After exploring mum popped into the shop & bought a coffee & shamrock shortbread biscuits none of which made it back home! But worse than that she made a disastrous purchase – we may need rescuing & transporting back to the Uk! Us doggies have sensitive ears so this couldn’t be worse – she says it’ll give her something to do on winter evenings. We can think of better pastimes!! Luckily so far it hasn’t made it out of the packet thank God.

On the way home mum cycled via Shannonbridge & back along the main road past Clonony Castle. The castle is only open by appointment but mum saw the gates were open so he popped her head round. Oscar the schnauzer soon came bounding & barking at her with his owner in hot pursuit.

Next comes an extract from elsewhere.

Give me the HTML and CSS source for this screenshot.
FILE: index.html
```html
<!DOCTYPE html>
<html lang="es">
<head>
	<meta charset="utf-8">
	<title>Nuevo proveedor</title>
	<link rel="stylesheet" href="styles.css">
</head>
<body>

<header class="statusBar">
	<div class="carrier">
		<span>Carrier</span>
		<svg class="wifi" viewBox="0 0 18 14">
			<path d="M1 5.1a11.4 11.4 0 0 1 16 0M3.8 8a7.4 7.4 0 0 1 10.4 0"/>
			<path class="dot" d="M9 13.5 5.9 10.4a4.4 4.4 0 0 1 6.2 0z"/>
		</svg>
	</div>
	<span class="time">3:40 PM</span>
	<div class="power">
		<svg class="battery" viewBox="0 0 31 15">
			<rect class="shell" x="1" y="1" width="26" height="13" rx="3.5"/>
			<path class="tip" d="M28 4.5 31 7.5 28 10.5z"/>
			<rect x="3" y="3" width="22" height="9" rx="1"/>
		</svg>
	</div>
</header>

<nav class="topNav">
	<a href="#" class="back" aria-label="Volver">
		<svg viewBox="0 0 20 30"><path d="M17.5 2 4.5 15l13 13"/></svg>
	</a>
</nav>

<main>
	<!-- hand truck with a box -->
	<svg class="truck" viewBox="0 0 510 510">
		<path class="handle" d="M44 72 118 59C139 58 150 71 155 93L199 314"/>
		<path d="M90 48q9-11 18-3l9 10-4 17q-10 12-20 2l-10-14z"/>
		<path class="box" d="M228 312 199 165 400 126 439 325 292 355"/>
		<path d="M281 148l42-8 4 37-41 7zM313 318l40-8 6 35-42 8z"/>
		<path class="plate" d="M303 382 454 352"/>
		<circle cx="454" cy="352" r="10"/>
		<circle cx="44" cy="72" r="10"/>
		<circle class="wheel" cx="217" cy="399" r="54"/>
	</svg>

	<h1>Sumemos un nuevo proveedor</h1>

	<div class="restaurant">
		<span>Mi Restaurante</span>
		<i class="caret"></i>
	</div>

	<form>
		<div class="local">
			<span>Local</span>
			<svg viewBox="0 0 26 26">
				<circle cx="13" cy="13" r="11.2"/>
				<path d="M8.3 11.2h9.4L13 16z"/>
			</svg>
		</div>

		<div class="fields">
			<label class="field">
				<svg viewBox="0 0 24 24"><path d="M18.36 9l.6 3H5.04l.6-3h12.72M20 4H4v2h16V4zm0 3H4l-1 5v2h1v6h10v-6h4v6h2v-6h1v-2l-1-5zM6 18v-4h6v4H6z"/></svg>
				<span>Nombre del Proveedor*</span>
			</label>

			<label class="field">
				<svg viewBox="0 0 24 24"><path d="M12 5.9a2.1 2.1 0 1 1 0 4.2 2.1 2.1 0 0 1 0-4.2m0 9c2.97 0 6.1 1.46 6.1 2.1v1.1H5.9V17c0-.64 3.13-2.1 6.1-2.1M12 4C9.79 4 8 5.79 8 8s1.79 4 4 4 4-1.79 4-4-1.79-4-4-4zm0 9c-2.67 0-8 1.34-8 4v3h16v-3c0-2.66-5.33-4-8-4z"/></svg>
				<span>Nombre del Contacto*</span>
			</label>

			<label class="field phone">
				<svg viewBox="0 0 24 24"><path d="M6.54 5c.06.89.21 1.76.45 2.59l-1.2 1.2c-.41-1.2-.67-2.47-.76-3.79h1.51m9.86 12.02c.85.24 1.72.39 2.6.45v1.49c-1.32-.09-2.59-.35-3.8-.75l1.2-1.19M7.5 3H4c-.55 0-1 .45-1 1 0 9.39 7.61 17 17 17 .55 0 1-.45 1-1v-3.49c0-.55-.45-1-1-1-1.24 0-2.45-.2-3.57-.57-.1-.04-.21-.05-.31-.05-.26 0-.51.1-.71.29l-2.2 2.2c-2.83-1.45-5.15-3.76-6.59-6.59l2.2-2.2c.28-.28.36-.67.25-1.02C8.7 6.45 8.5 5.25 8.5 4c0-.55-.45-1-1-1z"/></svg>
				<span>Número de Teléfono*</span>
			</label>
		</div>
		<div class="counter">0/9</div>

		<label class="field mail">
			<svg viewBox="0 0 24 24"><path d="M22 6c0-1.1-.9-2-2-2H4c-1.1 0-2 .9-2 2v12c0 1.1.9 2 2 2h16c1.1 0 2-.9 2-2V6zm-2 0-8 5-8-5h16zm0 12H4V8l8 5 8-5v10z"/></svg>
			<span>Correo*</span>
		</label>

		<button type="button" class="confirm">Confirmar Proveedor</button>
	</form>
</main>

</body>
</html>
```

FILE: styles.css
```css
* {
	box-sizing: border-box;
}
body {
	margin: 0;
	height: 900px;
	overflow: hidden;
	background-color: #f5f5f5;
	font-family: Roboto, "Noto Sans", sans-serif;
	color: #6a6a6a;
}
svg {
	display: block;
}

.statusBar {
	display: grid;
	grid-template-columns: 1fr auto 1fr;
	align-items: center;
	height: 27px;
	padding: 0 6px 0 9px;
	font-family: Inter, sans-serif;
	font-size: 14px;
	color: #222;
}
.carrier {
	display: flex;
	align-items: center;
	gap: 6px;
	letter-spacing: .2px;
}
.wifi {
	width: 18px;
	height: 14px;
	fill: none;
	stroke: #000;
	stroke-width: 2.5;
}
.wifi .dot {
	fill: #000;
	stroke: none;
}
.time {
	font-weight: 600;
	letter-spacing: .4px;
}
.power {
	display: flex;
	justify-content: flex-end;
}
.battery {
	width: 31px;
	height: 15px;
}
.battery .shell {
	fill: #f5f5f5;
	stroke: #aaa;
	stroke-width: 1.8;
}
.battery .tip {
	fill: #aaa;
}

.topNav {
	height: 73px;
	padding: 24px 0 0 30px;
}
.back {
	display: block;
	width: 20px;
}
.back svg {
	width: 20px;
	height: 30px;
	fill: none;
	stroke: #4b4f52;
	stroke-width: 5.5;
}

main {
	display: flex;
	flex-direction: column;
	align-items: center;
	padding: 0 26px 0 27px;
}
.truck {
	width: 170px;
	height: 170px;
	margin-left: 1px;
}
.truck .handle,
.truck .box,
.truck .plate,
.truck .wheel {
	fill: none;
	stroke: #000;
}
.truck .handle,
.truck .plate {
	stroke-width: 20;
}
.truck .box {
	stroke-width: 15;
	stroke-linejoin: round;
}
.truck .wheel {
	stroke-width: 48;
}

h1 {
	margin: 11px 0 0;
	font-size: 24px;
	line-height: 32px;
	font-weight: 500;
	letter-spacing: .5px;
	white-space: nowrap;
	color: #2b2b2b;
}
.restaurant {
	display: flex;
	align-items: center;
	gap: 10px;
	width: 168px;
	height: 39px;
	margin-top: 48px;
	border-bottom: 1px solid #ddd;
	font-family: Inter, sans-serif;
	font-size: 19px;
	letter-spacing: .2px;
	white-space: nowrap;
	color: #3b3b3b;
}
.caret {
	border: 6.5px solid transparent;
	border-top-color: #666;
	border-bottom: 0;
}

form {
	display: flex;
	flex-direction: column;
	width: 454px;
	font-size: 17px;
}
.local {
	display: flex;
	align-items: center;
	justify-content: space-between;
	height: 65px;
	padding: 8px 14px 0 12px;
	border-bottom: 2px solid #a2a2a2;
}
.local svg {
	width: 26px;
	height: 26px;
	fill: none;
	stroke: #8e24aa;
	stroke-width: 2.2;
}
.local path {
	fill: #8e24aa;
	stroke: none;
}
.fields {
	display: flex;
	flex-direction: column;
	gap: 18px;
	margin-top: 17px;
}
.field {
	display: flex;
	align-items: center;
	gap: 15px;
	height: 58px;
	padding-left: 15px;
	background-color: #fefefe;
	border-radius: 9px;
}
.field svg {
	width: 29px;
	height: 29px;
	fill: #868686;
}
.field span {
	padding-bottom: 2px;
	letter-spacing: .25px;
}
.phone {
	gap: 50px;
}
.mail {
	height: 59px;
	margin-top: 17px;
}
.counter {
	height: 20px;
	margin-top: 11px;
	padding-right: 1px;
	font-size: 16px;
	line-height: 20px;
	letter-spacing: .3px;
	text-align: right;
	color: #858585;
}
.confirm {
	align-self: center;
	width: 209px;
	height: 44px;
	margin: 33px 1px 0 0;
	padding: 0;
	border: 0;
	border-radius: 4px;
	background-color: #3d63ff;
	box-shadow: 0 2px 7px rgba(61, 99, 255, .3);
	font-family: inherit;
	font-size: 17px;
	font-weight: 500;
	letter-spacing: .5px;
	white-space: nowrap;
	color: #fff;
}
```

The history of this castle is equally as interesting as the building itself.  It was built by the MacCoughlan clan the early 16th century and was the first place in Ireland to practice musketry but was then ceded to Henry VIII in early 17th century.  The castle passed into the hands of the Boleyn family.  It was given as a gift to Thomas Boleyn by Henry as he wanted to marry Anne Boleyn.  In fact, cousins of Anne are buried in the grounds underneath a hawthorn three.  The writing on the stone has eroded away but may still be recovered with a rubbing.  Luckily this castle escaped the campaign of Cromwell and is in relatively good condition. The castle did become ruined but the excellent renovation work of the present owner is slowly restoring this castle to its former glory.

Well after a couple of days adventuring & with a storm on the way we’re hibernating & snoozing (while mum is working earning the pennies) for the next few days.